Gostava mesmo é da família, de viajar como repórter, de futebol e de cutucar pessoas com certezas. No jornal e por aí, fazia campanha para o país ser menos jeca, se informar sobre as mudanças do mundo, o que ouvi dele pelos 25 anos da nossa convivência.

Gostava também de polêmica, algumas encarniçadas, mas deve ser difícil encontrar alguém que imagine ter passado por um debate assim com o Rossi, que era doce mesmo na ironia. Tinha implicâncias de longo prazo, sim, algumas fundamentais. Por exemplo, tinha aversão ao “pensamento único liberal”, motivo de discussões quase diárias com os demais editorialistas, em especial com Celso Pinto, nos anos 1990, então colunista da Folha, outro grande jornalista, criador do “Valor”.

Em uma semana de 1997, países da Ásia começaram a quebrar em série.
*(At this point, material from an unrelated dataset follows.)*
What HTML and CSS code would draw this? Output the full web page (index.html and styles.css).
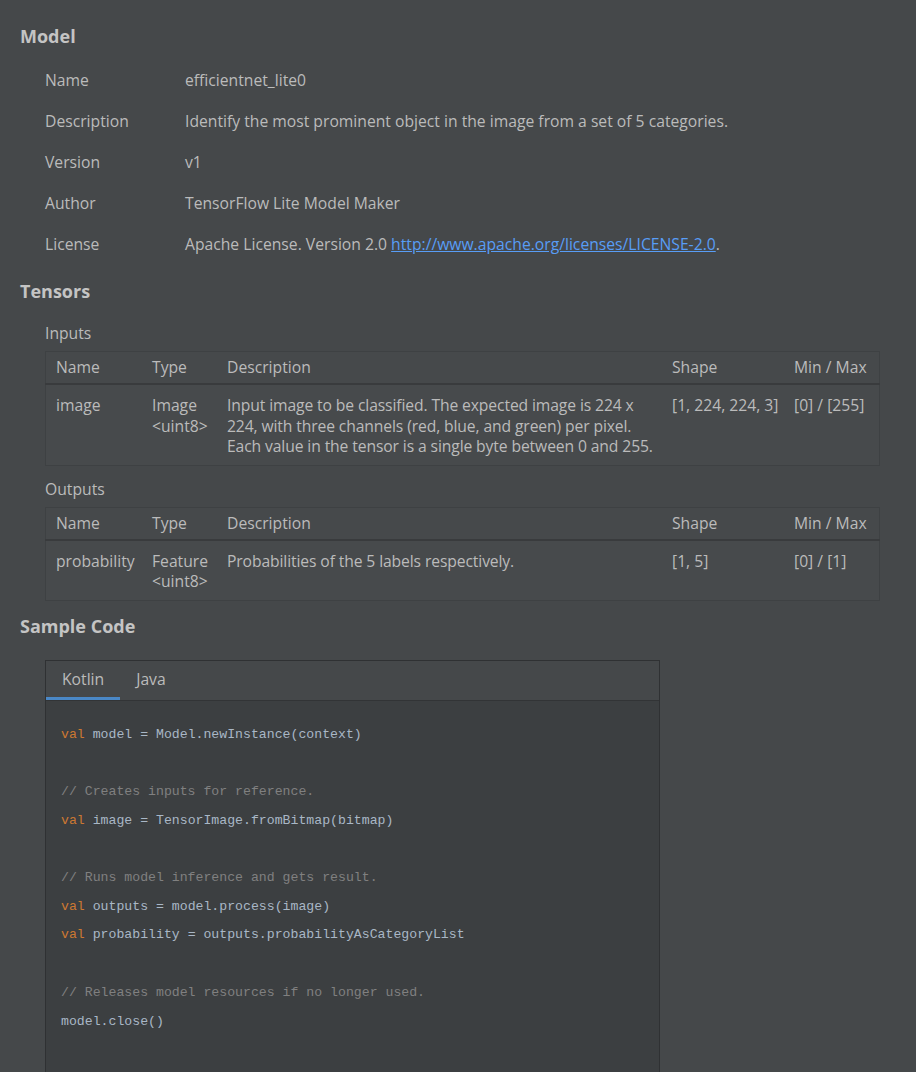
FILE: index.html
```html
<!DOCTYPE html>
<html>
<head>
<meta charset="utf-8">
<link rel="stylesheet" href="styles.css">
</head>
<body>
<div class="page">
  <h2 class="section-title">Model</h2>
  <div class="props">
    <div class="prop"><div class="prop-k">Name</div><div class="prop-v">efficientnet_lite0</div></div>
    <div class="prop"><div class="prop-k">Description</div><div class="prop-v">Identify the most prominent object in the image from a set of 5 categories.</div></div>
    <div class="prop"><div class="prop-k">Version</div><div class="prop-v">v1</div></div>
    <div class="prop"><div class="prop-k">Author</div><div class="prop-v">TensorFlow Lite Model Maker</div></div>
    <div class="prop"><div class="prop-k">License</div><div class="prop-v">Apache License. Version 2.0 <a class="link" href="#">http://www.apache.org/licenses/LICENSE-2.0</a>.</div></div>
  </div>

  <h2 class="section-title tensors-title">Tensors</h2>
  <div class="sub-title">Inputs</div>
  <table class="tensor-table">
    <thead>
      <tr><th class="c-name">Name</th><th class="c-type">Type</th><th class="c-desc">Description</th><th class="c-shape">Shape</th><th class="c-mm">Min / Max</th></tr>
    </thead>
    <tbody>
      <tr>
        <td>image</td>
        <td>Image<br>&lt;uint8&gt;</td>
        <td class="desc">Input image to be classified. The expected image is 224 x 224, with three channels (red, blue, and green) per pixel. Each value in the tensor is a single byte between 0 and 255.</td>
        <td>[1, 224, 224, 3]</td>
        <td>[0] / [255]</td>
      </tr>
    </tbody>
  </table>

  <div class="sub-title">Outputs</div>
  <table class="tensor-table">
    <thead>
      <tr><th class="c-name">Name</th><th class="c-type">Type</th><th class="c-desc">Description</th><th class="c-shape">Shape</th><th class="c-mm">Min / Max</th></tr>
    </thead>
    <tbody>
      <tr>
        <td>probability</td>
        <td>Feature<br>&lt;uint8&gt;</td>
        <td class="desc">Probabilities of the 5 labels respectively.</td>
        <td>[1, 5]</td>
        <td>[0] / [1]</td>
      </tr>
    </tbody>
  </table>

  <h2 class="section-title code-title">Sample Code</h2>
  <div class="code-box">
    <div class="tabs">
      <div class="tab active">Kotlin</div>
      <div class="tab">Java</div>
    </div>
    <div class="code">
<div class="ln"><span class="kw">val</span> model = Model.newInstance(context)</div>
<div class="ln">&nbsp;</div>
<div class="ln cm">// Creates inputs for reference.</div>
<div class="ln"><span class="kw">val</span> image = TensorImage.fromBitmap(bitmap)</div>
<div class="ln">&nbsp;</div>
<div class="ln cm">// Runs model inference and gets result.</div>
<div class="ln"><span class="kw">val</span> outputs = model.process(image)</div>
<div class="ln"><span class="kw">val</span> probability = outputs.probabilityAsCategoryList</div>
<div class="ln">&nbsp;</div>
<div class="ln cm">// Releases model resources if no longer used.</div>
<div class="ln">model.close()</div>
<div class="ln">&nbsp;</div>
<div class="ln">&nbsp;</div>
    </div>
  </div>
</div>
</body>
</html>
```
FILE: styles.css
```css
html, body {
  margin: 0;
  padding: 0;
  background: #45484a;
}
body {
  font-family: "Open Sans", "Noto Sans", sans-serif;
  font-size: 15.7px;
  color: #bbbbbb;
}
.page {
  padding: 22px 36px 0 20px;
}
.section-title {
  margin: 0;
  font-size: 18px;
  font-weight: 700;
  color: #c4c4c4;
  line-height: 28px;
}
.props {
  display: flex;
  flex-direction: column;
  padding-left: 25px;
  margin-top: 20px;
  gap: 20px;
}
.prop {
  display: flex;
  line-height: 21px;
}
.prop-k {
  width: 140px;
  flex: none;
}
.link {
  color: #589df6;
  text-decoration: underline;
}
.tensors-title {
  margin-top: 22px;
}
.sub-title {
  margin: 18px 0 8px 25px;
  line-height: 20px;
}
.tensor-table {
  margin-left: 25px;
  width: 835px;
  border-collapse: collapse;
  background: #474a4c;
  border: 1px solid #3e4143;
  table-layout: fixed;
}
.tensor-table th {
  font-weight: 400;
  text-align: left;
  padding: 5px 2px 6px 10px;
  line-height: 20px;
  border-bottom: 2px solid #393b3d;
  background: #46494b;
}
.tensor-table td {
  vertical-align: top;
  padding: 10px 2px 8px 10px;
  line-height: 20.5px;
}
.tensor-table td.desc {
  padding-right: 0;
  letter-spacing: -0.12px;
}
.c-name { width: 84px; }
.c-type { width: 63px; }
.c-desc { width: 433px; }
.c-shape { width: 110px; }
.tensor-table + .sub-title { margin-top: 13px; }
.code-title {
  margin-top: 11px;
}
.code-box {
  margin: 20px 0 0 25px;
  width: 613px;
  border: 1px solid #2f3133;
  border-bottom: none;
  background: #3c3f41;
}
.tabs {
  display: flex;
  background: #45484a;
  border-bottom: 1px solid #323436;
  height: 39px;
}
.tab {
  padding: 0 16px;
  line-height: 36px;
  height: 36px;
  border-bottom: 3px solid transparent;
  color: #bbbbbb;
}
.tab.active {
  border-bottom-color: #4a88c7;
}
.code {
  padding: 20px 15px 0 15px;
  font-family: "Liberation Mono", "DejaVu Sans Mono", monospace;
  font-size: 13.2px;
  color: #a9b7c6;
}
.ln {
  line-height: 28.7px;
  white-space: pre;
}
.kw { color: #cc7832; }
.cm { color: #808080; }
```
Era tempo de internet a lenha, havia poucos computadores conectados lá na sala dos editorialistas da Folha. Rossi ficava ligado no terminal “janela para o mundo”, baixando lentamente notícias da crise, escrevendo e-mails e ligando para fontes pelo planeta.

A certa altura do caos, virou pra mim e disse “e aí, Maçarico, quantos editoriais vamos fazer para o enterro dessa loucura neoliberal?”. Em seguida gritou “Celso, avisa teus amigos liberais aí que o mundo acabou” e saiu dançando e cantando pela sala algo que, mal me lembro, era uma versão de “Ciranda, Cirandinha” na melodia da “Marcha Fúnebre”, fazendo piada com o liberalismo, “rendia pouco e se acabou”, algo assim. O “neoliberalismo” e suas crises não acabaram, se tornaram norma (1998, 1999, 2001, 2007, 2008, 2012.
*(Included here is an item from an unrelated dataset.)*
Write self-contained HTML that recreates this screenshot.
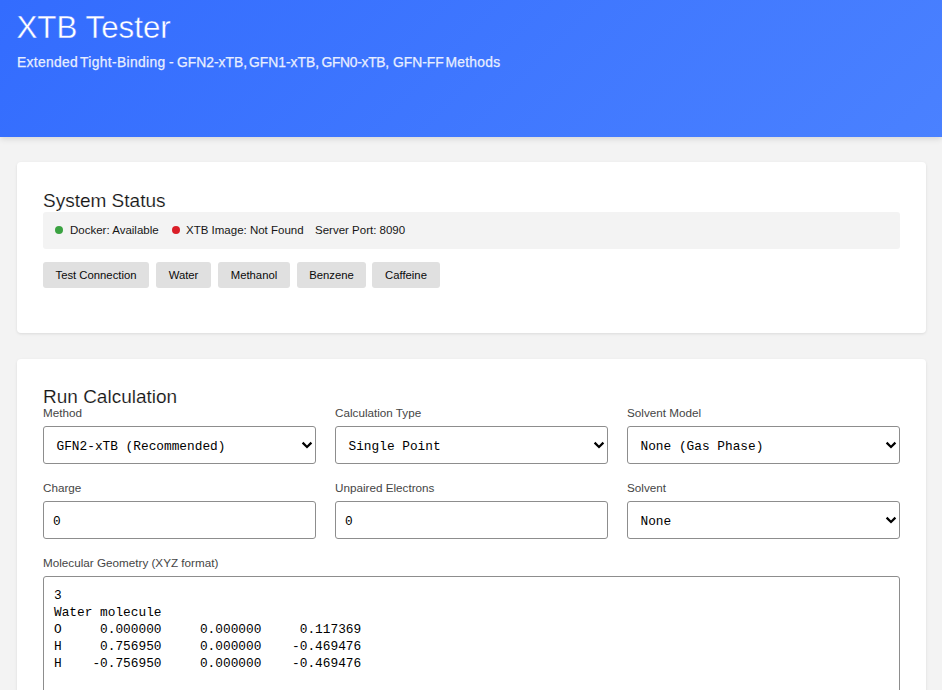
<!DOCTYPE html>
<html>
<head>
<meta charset="utf-8">
<style>
*{box-sizing:border-box;margin:0;padding:0}
html,body{width:942px;height:690px;overflow:hidden}
body{background:#f3f3f3;font-family:"Liberation Sans",sans-serif;color:#161616;position:relative}
.hdr{position:absolute;left:0;top:0;width:942px;height:137px;background:linear-gradient(135deg,#336cfe 0%,#4a81ff 100%);box-shadow:0 2px 6px rgba(0,0,0,0.12)}
.hdr h1{position:absolute;left:16.5px;top:9.9px;font-size:31.3px;font-weight:normal;color:#fff;-webkit-text-stroke:0.4px #3970fe;white-space:nowrap;letter-spacing:0}
.hdr p{position:absolute;left:0;top:54px;font-size:13.85px;color:#e8eeff;-webkit-text-stroke:0.25px #e8eeff;white-space:nowrap}
.card{position:absolute;left:17px;width:909px;background:#fff;border-radius:4px;box-shadow:0 1px 3px rgba(0,0,0,0.1)}
.c1{top:162px;height:171px}
.c2{top:359px;height:400px}
.h2{position:absolute;left:26px;margin-top:0.8px;-webkit-text-stroke:0.15px #fff;font-size:19px;font-weight:normal;color:#161616;white-space:nowrap}
.status{position:absolute;left:26px;top:50px;width:857px;height:37px;background:#f3f3f3;border-radius:3px;font-size:11.5px;color:#161616}
.status span{position:absolute;top:11.5px;white-space:nowrap}
.dot{position:absolute;top:14px;width:8px;height:8px;border-radius:50%}
.btn{position:absolute;top:100px;height:26px;background:#e0e0e0;border-radius:3px;font-size:11.3px;color:#0a0a0a;text-align:center;line-height:26px;white-space:nowrap}
.lbl{position:absolute;font-size:11.7px;margin-top:-0.5px;color:#454545;white-space:nowrap}
.fld{position:absolute;height:38px;width:273px;border:1px solid #8d8d8d;border-radius:3px;background:#fff;font-family:"Liberation Mono",monospace;font-size:12.8px;color:#000}
.fld span{position:absolute;left:9px;top:11.5px;white-space:pre}
.sel span{left:12.5px}
.chev{position:absolute;right:2px;top:14px}
.ta{position:absolute;left:26px;top:217px;width:857px;height:200px;border:1px solid #8d8d8d;border-radius:3px;background:#fff;font-family:"Liberation Mono",monospace;font-size:12.8px;color:#000;white-space:pre;line-height:17px;padding:10px 10px}
.sub span{position:absolute;top:0}
</style>
</head>
<body>
<div class="hdr">
  <h1>XTB Tester</h1>
  <p class="sub"><span style="left:17px;letter-spacing:0.3px">Extended</span><span style="left:80px;letter-spacing:0.35px">Tight-Binding</span><span style="left:169px">-</span><span style="left:177px">GFN2-xTB,</span><span style="left:249px">GFN1-xTB,</span><span style="left:321.5px;letter-spacing:-0.3px">GFN0-xTB,</span><span style="left:393px">GFN-FF</span><span style="left:445.5px;letter-spacing:0.25px">Methods</span></p>
</div>

<div class="card c1">
  <div class="h2" style="top:27px">System Status</div>
  <div class="status">
    <div class="dot" style="left:12px;background:#3aa241"></div>
    <span style="left:27px">Docker: Available</span>
    <div class="dot" style="left:129px;background:#da1e28"></div>
    <span style="left:143px">XTB Image: Not Found</span>
    <span style="left:272px">Server Port: 8090</span>
  </div>
  <div class="btn" style="left:26px;width:106px">Test Connection</div>
  <div class="btn" style="left:139px;width:55px">Water</div>
  <div class="btn" style="left:201px;width:72px">Methanol</div>
  <div class="btn" style="left:280px;width:69px">Benzene</div>
  <div class="btn" style="left:355px;width:68px">Caffeine</div>
</div>

<div class="card c2">
  <div class="h2" style="top:26px">Run Calculation</div>
  <div class="lbl" style="left:26px;top:47px">Method</div>
  <div class="lbl" style="left:318px;top:47px">Calculation Type</div>
  <div class="lbl" style="left:610px;top:47px">Solvent Model</div>
  <div class="fld sel" style="left:26px;top:67px"><span>GFN2-xTB (Recommended)</span><svg class="chev" width="12" height="8" viewBox="0 0 12 8"><path d="M1.6 1.6 L6 6 L10.4 1.6" fill="none" stroke="#000" stroke-width="2.2"/></svg></div>
  <div class="fld sel" style="left:318px;top:67px"><span>Single Point</span><svg class="chev" width="12" height="8" viewBox="0 0 12 8"><path d="M1.6 1.6 L6 6 L10.4 1.6" fill="none" stroke="#000" stroke-width="2.2"/></svg></div>
  <div class="fld sel" style="left:610px;top:67px"><span>None (Gas Phase)</span><svg class="chev" width="12" height="8" viewBox="0 0 12 8"><path d="M1.6 1.6 L6 6 L10.4 1.6" fill="none" stroke="#000" stroke-width="2.2"/></svg></div>

  <div class="lbl" style="left:26px;top:122px">Charge</div>
  <div class="lbl" style="left:318px;top:122px">Unpaired Electrons</div>
  <div class="lbl" style="left:610px;top:122px">Solvent</div>
  <div class="fld" style="left:26px;top:142px"><span>0</span></div>
  <div class="fld" style="left:318px;top:142px"><span>0</span></div>
  <div class="fld sel" style="left:610px;top:142px"><span>None</span><svg class="chev" width="12" height="8" viewBox="0 0 12 8"><path d="M1.6 1.6 L6 6 L10.4 1.6" fill="none" stroke="#000" stroke-width="2.2"/></svg></div>

  <div class="lbl" style="left:26px;top:197px">Molecular Geometry (XYZ format)</div>
  <div class="ta">3
Water molecule
O     0.000000     0.000000     0.117369
H     0.756950     0.000000    -0.469476
H    -0.756950     0.000000    -0.469476</div>
</div>
</body>
</html>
(Celso era antigo defensor de reformas liberais; Rossi me chamava por vezes de “Maçarico” por causa do temperamento crítico esquentado e vociferante.)

Como tanta gente da elite paulista, tinha simpatias pelos aspectos mais civilizados de PSDB e PT. Era próximo, velho conhecido ou amigo de muitos dos líderes desses partidos, a começar por FHC e Lula. A proximidade pessoal temperou de modo amargo decepções com tucanos e petistas no poder; na prática e sem alarde, rompeu com vários deles.

Rossi disfarçava, porque era Rossi, mas dava para perceber que a sua indignação, quase sempre alegre, pendia nos últimos tempos para um desencanto triste, que nunca foi o jeito dele. O Brasil conseguiu derrubar até o ânimo de Clóvis Rossi.